Last week (5-9 Dec 2016) we had a coding week for AiiDA, to which 15 people participated (roughly half of them core developers from the AiiDA, and the other half were developers who were interested in contributing to the platform).
The coding week has taken place in Leysin, in the Swiss Alps. A few discussion or work topics had been identified before the start by the AiiDA team, and have been addressed during the week. In particular, the following topics have been discussed and the result has been summarised in a draft document for later implementation:
- New more efficient implementation of the AiiDA daemon
- How third-parties can contribute to Materials Cloud sections
- Redesign of the ORM classes (in particular Node) to improve the way multiple backends are supported
A few discussions have also led to new branches of development, that will be soon merged into the develop branch (and appear in a future release):
- AiiDA plugin interface integrated with pip
- Various improvements and bug fixes to the SQLAlchemy backend implementation
Finally, the remaining work topics have been taking up a large part of the coding sessions, and most of the code has already been merged into the develop branch:
- Redesign of the AiiDA documentation, with a more clear structure, removal of duplicates, a new and more clear installation section.
- Simplified procedure to install AiiDA.
- New testing infrastructure to test in parallel any database backend (currently, both Django and SQLAlchemy)
- Removal of the DbPath (transitive closure) table and triggers, and replacement with a dynamically created query (using either PostgreSQL recursive queries or PostgreSQL functions).

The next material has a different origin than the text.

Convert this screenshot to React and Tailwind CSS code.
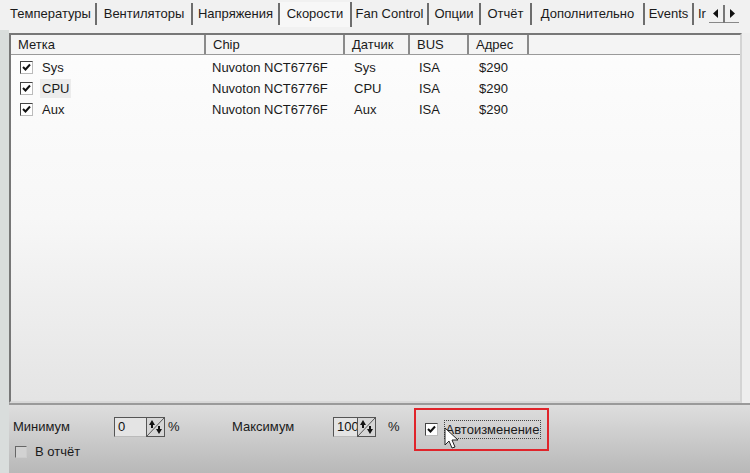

The performance of these queries has been optimised.
Beside programming, most participants have taken place to an outdoor hiking activity on Wednesday morning to Berneuse, close to Tour d’Aï, that was a great team building opportunity. Participants have also enjoyed after-dinner sessions with board and card games.
The outcome of the feedback, summarised below, has been very positive, both in terms of participation, organisation, and improvement to the code. The results indicate also that similar events should be organised again in the future, with a frequency of about twice a year.